>> begin EXERCISE DATA
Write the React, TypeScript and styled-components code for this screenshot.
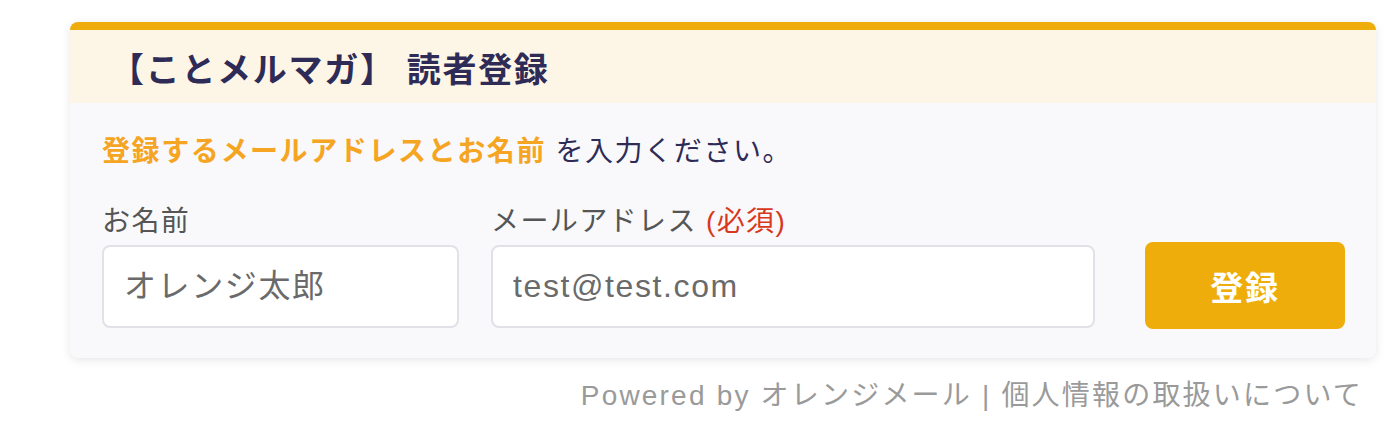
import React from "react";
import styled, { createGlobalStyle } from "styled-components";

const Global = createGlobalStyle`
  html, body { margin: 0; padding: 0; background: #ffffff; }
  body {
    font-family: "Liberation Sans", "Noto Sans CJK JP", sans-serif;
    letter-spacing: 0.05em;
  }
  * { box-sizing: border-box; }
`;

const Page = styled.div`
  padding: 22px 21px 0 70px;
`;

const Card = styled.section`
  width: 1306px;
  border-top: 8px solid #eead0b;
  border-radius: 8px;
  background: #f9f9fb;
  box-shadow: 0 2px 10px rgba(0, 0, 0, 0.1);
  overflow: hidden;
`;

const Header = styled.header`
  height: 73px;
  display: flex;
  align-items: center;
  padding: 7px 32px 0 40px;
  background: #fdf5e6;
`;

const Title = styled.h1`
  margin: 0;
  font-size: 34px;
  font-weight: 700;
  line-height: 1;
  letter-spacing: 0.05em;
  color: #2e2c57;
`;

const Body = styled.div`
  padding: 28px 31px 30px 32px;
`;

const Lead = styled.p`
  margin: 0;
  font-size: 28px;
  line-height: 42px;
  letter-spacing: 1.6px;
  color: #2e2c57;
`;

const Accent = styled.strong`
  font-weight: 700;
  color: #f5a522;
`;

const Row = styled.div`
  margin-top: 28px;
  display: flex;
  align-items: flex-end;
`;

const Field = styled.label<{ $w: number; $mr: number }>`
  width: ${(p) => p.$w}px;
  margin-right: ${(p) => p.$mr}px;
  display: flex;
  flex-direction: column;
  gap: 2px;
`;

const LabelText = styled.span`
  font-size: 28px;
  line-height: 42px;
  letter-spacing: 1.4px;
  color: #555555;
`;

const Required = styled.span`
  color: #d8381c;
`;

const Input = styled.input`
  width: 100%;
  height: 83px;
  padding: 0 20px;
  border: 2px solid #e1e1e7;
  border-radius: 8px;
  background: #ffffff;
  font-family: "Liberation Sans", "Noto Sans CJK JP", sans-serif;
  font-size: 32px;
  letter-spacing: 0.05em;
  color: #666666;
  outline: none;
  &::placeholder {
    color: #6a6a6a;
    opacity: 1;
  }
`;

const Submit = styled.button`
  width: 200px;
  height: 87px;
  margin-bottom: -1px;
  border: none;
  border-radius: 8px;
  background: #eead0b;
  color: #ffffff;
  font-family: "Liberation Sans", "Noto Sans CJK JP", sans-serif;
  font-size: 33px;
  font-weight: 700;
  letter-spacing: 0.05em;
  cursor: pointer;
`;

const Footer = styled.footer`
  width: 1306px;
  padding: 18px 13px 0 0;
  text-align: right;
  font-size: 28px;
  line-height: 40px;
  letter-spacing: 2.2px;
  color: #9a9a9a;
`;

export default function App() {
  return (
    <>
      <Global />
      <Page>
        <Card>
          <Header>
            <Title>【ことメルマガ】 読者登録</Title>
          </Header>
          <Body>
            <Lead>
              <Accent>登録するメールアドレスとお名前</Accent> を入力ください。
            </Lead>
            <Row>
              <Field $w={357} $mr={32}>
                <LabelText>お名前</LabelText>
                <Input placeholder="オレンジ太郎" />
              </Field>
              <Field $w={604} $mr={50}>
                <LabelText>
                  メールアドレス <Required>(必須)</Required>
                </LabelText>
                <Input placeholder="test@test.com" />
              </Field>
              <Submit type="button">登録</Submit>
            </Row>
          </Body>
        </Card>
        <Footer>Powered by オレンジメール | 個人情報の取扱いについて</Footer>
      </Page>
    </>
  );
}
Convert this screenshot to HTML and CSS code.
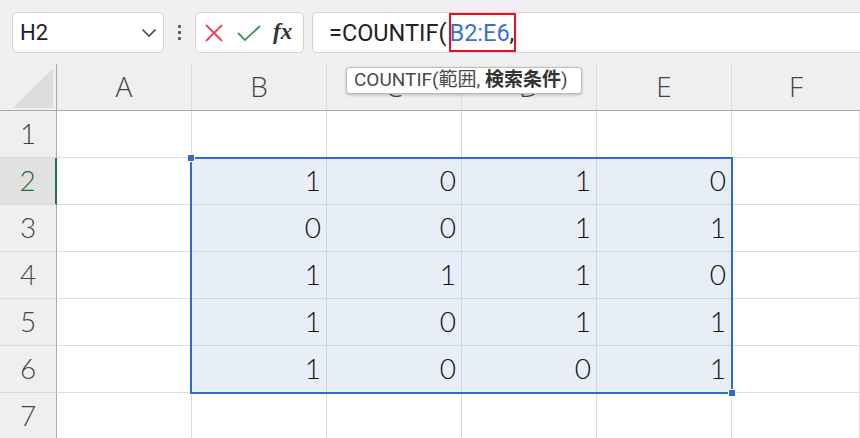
>> end EXERCISE DATA
>> begin EXERCISE DATA
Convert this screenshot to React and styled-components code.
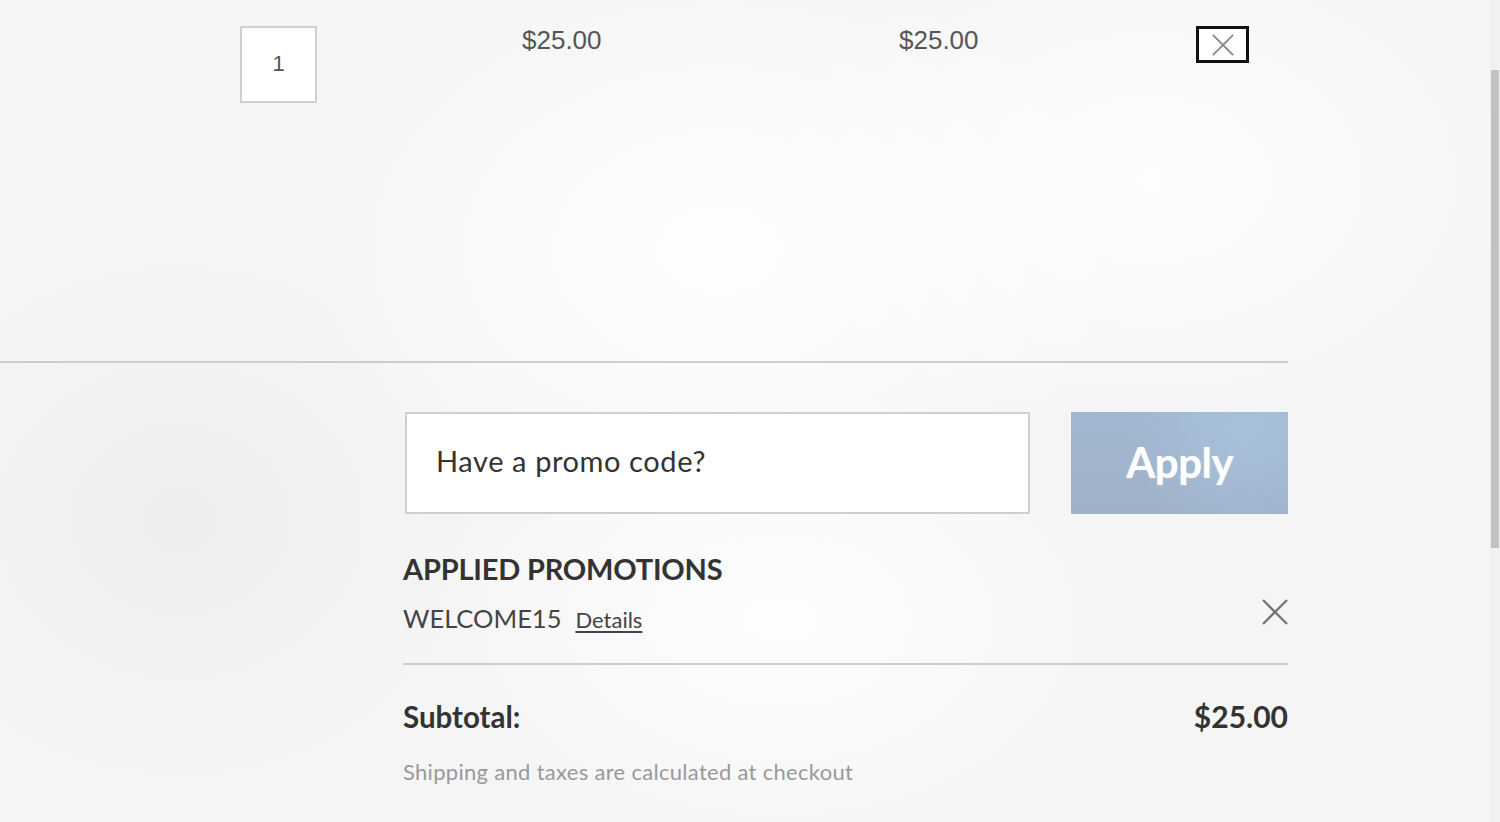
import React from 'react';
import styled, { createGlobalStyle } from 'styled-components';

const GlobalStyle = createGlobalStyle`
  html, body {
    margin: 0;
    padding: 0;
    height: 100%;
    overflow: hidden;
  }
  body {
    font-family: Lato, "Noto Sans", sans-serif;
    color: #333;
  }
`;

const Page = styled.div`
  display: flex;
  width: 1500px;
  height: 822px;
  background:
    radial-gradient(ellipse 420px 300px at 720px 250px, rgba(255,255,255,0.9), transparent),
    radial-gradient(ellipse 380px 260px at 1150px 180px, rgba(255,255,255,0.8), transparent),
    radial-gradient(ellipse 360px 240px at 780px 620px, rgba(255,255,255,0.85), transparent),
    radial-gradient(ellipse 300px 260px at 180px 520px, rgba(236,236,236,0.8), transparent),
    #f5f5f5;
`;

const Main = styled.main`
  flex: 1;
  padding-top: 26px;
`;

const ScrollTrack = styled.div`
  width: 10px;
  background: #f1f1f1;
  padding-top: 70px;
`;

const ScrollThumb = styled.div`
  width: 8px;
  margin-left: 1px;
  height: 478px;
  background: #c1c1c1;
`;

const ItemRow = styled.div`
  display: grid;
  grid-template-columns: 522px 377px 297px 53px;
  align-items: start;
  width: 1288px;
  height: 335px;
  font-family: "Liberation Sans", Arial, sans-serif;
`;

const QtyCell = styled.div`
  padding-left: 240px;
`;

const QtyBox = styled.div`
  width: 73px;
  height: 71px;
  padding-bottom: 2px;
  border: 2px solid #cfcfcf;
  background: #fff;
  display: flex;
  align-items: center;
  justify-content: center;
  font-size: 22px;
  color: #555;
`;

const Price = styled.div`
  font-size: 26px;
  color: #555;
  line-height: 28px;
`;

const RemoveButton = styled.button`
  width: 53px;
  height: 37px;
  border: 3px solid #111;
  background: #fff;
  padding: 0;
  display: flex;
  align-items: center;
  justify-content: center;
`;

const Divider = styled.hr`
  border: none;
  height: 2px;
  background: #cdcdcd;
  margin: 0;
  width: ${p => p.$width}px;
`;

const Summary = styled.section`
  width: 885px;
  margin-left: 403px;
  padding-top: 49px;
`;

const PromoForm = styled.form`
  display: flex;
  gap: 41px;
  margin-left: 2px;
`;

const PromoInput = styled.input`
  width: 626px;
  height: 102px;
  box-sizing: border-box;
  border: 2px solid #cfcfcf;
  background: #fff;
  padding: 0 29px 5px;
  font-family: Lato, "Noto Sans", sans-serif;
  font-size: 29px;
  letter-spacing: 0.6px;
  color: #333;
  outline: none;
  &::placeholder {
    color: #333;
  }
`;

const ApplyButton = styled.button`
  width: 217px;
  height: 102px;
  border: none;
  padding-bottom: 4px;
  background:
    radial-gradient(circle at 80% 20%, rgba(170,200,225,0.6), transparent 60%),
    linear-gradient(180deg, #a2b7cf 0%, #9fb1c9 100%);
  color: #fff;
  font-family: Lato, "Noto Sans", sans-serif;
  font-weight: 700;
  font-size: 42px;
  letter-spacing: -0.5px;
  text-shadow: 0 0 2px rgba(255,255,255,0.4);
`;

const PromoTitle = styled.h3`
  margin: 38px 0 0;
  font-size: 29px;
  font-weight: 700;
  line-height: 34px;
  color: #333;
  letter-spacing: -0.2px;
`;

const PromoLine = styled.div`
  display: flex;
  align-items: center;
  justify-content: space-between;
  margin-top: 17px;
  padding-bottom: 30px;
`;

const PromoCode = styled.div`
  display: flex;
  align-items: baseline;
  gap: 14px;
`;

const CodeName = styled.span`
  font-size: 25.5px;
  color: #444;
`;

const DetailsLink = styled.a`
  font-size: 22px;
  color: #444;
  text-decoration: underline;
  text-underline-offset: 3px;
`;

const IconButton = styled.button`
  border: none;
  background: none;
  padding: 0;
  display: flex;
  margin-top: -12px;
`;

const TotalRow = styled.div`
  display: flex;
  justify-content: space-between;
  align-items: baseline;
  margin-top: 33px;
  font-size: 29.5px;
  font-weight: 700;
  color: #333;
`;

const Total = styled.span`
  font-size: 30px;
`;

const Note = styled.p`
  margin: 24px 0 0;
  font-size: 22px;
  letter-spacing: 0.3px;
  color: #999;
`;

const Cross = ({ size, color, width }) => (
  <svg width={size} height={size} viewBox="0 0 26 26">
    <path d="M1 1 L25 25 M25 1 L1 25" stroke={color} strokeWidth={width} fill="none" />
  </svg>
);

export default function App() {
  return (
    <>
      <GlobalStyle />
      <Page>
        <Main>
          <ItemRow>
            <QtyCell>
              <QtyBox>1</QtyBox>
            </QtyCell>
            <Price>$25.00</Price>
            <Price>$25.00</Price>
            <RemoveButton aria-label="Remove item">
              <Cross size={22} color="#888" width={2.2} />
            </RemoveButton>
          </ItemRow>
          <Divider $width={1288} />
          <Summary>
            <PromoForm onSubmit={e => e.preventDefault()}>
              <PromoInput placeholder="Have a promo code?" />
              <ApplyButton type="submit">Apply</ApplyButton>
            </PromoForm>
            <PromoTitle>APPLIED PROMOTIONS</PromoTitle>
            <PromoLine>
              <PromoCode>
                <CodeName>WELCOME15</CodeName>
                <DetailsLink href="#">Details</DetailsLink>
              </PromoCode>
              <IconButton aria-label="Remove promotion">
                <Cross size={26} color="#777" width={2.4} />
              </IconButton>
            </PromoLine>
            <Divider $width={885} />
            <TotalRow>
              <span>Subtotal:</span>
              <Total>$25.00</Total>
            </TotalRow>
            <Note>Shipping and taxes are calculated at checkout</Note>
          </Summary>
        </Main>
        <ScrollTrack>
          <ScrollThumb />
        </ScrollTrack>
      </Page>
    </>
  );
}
>> end EXERCISE DATA
** STATED PROBLEM **
Track down every line holding the string "screenshot" and copy it.

** TASK RESPONSE **
Write the React, TypeScript and styled-components code for this screenshot.
Convert this screenshot to HTML and CSS code.
Convert this screenshot to React and styled-components code.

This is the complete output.